Everything in the listing except the pictures should be written out exactly.

++++++++++++++++++++

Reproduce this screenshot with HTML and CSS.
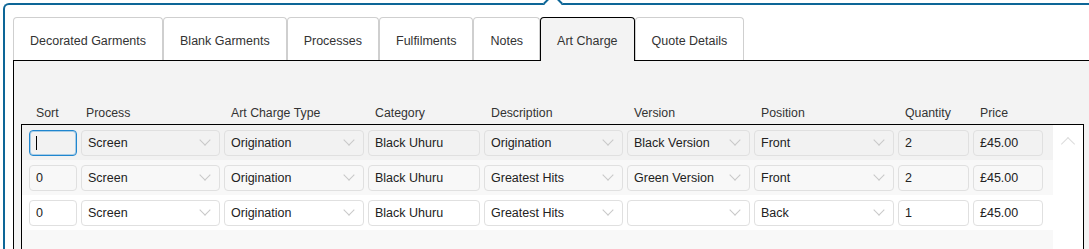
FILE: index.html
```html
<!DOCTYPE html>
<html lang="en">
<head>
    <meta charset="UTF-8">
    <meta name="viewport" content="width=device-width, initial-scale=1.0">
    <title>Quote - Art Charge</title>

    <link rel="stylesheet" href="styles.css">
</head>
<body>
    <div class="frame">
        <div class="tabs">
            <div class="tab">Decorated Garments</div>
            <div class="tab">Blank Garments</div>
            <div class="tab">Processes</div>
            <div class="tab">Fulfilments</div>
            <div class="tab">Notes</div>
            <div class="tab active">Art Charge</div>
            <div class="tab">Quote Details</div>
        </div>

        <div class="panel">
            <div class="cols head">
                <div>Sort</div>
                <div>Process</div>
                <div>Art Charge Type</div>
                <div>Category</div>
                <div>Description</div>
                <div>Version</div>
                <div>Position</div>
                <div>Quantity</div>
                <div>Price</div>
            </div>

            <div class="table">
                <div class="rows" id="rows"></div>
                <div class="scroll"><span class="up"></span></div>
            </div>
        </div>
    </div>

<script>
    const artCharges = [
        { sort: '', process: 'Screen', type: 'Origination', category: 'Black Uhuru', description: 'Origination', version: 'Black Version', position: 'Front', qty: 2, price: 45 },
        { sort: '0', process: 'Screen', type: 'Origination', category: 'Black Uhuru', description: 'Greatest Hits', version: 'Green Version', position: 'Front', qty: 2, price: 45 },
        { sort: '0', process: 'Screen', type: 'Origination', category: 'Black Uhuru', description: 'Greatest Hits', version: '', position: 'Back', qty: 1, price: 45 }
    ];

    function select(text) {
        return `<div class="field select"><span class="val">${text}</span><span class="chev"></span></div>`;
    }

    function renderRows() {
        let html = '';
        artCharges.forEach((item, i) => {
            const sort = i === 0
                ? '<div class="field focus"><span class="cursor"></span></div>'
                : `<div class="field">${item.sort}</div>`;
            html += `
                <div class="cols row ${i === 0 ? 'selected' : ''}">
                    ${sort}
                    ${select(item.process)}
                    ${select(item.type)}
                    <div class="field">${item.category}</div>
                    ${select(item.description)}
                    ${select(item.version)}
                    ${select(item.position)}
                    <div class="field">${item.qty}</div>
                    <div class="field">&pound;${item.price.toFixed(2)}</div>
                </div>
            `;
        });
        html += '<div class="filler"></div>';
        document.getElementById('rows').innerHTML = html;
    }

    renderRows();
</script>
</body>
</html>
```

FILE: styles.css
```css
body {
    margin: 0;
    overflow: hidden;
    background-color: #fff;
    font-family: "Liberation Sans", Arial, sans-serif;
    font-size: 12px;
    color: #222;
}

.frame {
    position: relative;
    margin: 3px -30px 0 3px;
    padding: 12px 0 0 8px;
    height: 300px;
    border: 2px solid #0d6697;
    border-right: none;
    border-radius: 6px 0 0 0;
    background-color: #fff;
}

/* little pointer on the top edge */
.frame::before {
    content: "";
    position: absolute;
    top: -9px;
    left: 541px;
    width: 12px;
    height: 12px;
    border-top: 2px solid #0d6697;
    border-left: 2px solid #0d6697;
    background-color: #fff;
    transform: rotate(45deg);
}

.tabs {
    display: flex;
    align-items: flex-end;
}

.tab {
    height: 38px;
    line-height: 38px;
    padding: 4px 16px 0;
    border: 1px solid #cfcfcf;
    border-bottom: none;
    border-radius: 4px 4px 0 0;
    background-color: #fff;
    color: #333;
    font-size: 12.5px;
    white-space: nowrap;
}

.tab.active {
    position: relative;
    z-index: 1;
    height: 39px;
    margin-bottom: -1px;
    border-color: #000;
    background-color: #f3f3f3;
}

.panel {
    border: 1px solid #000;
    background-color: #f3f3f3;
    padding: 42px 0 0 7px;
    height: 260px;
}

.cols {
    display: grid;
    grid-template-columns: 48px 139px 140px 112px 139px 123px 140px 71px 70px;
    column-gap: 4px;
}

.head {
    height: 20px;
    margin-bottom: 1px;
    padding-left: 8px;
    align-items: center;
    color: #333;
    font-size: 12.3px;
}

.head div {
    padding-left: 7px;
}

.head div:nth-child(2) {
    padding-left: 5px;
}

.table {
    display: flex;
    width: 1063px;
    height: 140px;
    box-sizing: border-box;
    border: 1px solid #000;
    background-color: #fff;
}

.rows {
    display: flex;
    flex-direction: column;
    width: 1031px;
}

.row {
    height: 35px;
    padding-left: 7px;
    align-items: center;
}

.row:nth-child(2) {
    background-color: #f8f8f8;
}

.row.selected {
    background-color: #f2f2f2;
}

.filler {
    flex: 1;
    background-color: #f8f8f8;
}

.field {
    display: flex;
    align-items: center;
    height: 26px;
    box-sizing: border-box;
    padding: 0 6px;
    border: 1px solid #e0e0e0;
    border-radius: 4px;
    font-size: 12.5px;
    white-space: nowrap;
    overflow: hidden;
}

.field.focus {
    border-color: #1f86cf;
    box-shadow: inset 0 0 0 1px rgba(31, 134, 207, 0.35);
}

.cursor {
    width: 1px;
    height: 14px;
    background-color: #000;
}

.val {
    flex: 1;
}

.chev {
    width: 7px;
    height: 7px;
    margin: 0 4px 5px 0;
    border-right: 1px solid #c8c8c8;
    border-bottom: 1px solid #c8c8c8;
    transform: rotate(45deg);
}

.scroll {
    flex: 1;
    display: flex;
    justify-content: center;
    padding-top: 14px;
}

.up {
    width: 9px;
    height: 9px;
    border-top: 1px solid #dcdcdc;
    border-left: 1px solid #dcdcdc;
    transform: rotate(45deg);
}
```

++++++++++++++++++++

Task solution:
Reproduce this screenshot with HTML and CSS.
FILE: index.html
```html
<!DOCTYPE html>
<html lang="en">
<head>
    <meta charset="UTF-8">
    <meta name="viewport" content="width=device-width, initial-scale=1.0">
    <title>Quote - Art Charge</title>

    <link rel="stylesheet" href="styles.css">
</head>
<body>
    <div class="frame">
        <div class="tabs">
            <div class="tab">Decorated Garments</div>
            <div class="tab">Blank Garments</div>
            <div class="tab">Processes</div>
            <div class="tab">Fulfilments</div>
            <div class="tab">Notes</div>
            <div class="tab active">Art Charge</div>
            <div class="tab">Quote Details</div>
        </div>

        <div class="panel">
            <div class="cols head">
                <div>Sort</div>
                <div>Process</div>
                <div>Art Charge Type</div>
                <div>Category</div>
                <div>Description</div>
                <div>Version</div>
                <div>Position</div>
                <div>Quantity</div>
                <div>Price</div>
            </div>

            <div class="table">
                <div class="rows" id="rows"></div>
                <div class="scroll"><span class="up"></span></div>
            </div>
        </div>
    </div>

<script>
    const artCharges = [
        { sort: '', process: 'Screen', type: 'Origination', category: 'Black Uhuru', description: 'Origination', version: 'Black Version', position: 'Front', qty: 2, price: 45 },
        { sort: '0', process: 'Screen', type: 'Origination', category: 'Black Uhuru', description: 'Greatest Hits', version: 'Green Version', position: 'Front', qty: 2, price: 45 },
        { sort: '0', process: 'Screen', type: 'Origination', category: 'Black Uhuru', description: 'Greatest Hits', version: '', position: 'Back', qty: 1, price: 45 }
    ];

    function select(text) {
        return `<div class="field select"><span class="val">${text}</span><span class="chev"></span></div>`;
    }

    function renderRows() {
        let html = '';
        artCharges.forEach((item, i) => {
            const sort = i === 0
                ? '<div class="field focus"><span class="cursor"></span></div>'
                : `<div class="field">${item.sort}</div>`;
            html += `
                <div class="cols row ${i === 0 ? 'selected' : ''}">
                    ${sort}
                    ${select(item.process)}
                    ${select(item.type)}
                    <div class="field">${item.category}</div>
                    ${select(item.description)}
                    ${select(item.version)}
                    ${select(item.position)}
                    <div class="field">${item.qty}</div>
                    <div class="field">&pound;${item.price.toFixed(2)}</div>
                </div>
            `;
        });
        html += '<div class="filler"></div>';
        document.getElementById('rows').innerHTML = html;
    }

    renderRows();
</script>
</body>
</html>
```

FILE: styles.css
```css
body {
    margin: 0;
    overflow: hidden;
    background-color: #fff;
    font-family: "Liberation Sans", Arial, sans-serif;
    font-size: 12px;
    color: #222;
}

.frame {
    position: relative;
    margin: 3px -30px 0 3px;
    padding: 12px 0 0 8px;
    height: 300px;
    border: 2px solid #0d6697;
    border-right: none;
    border-radius: 6px 0 0 0;
    background-color: #fff;
}

/* little pointer on the top edge */
.frame::before {
    content: "";
    position: absolute;
    top: -9px;
    left: 541px;
    width: 12px;
    height: 12px;
    border-top: 2px solid #0d6697;
    border-left: 2px solid #0d6697;
    background-color: #fff;
    transform: rotate(45deg);
}

.tabs {
    display: flex;
    align-items: flex-end;
}

.tab {
    height: 38px;
    line-height: 38px;
    padding: 4px 16px 0;
    border: 1px solid #cfcfcf;
    border-bottom: none;
    border-radius: 4px 4px 0 0;
    background-color: #fff;
    color: #333;
    font-size: 12.5px;
    white-space: nowrap;
}

.tab.active {
    position: relative;
    z-index: 1;
    height: 39px;
    margin-bottom: -1px;
    border-color: #000;
    background-color: #f3f3f3;
}

.panel {
    border: 1px solid #000;
    background-color: #f3f3f3;
    padding: 42px 0 0 7px;
    height: 260px;
}

.cols {
    display: grid;
    grid-template-columns: 48px 139px 140px 112px 139px 123px 140px 71px 70px;
    column-gap: 4px;
}

.head {
    height: 20px;
    margin-bottom: 1px;
    padding-left: 8px;
    align-items: center;
    color: #333;
    font-size: 12.3px;
}

.head div {
    padding-left: 7px;
}

.head div:nth-child(2) {
    padding-left: 5px;
}

.table {
    display: flex;
    width: 1063px;
    height: 140px;
    box-sizing: border-box;
    border: 1px solid #000;
    background-color: #fff;
}

.rows {
    display: flex;
    flex-direction: column;
    width: 1031px;
}

.row {
    height: 35px;
    padding-left: 7px;
    align-items: center;
}

.row:nth-child(2) {
    background-color: #f8f8f8;
}

.row.selected {
    background-color: #f2f2f2;
}

.filler {
    flex: 1;
    background-color: #f8f8f8;
}

.field {
    display: flex;
    align-items: center;
    height: 26px;
    box-sizing: border-box;
    padding: 0 6px;
    border: 1px solid #e0e0e0;
    border-radius: 4px;
    font-size: 12.5px;
    white-space: nowrap;
    overflow: hidden;
}

.field.focus {
    border-color: #1f86cf;
    box-shadow: inset 0 0 0 1px rgba(31, 134, 207, 0.35);
}

.cursor {
    width: 1px;
    height: 14px;
    background-color: #000;
}

.val {
    flex: 1;
}

.chev {
    width: 7px;
    height: 7px;
    margin: 0 4px 5px 0;
    border-right: 1px solid #c8c8c8;
    border-bottom: 1px solid #c8c8c8;
    transform: rotate(45deg);
}

.scroll {
    flex: 1;
    display: flex;
    justify-content: center;
    padding-top: 14px;
}

.up {
    width: 9px;
    height: 9px;
    border-top: 1px solid #dcdcdc;
    border-left: 1px solid #dcdcdc;
    transform: rotate(45deg);
}
```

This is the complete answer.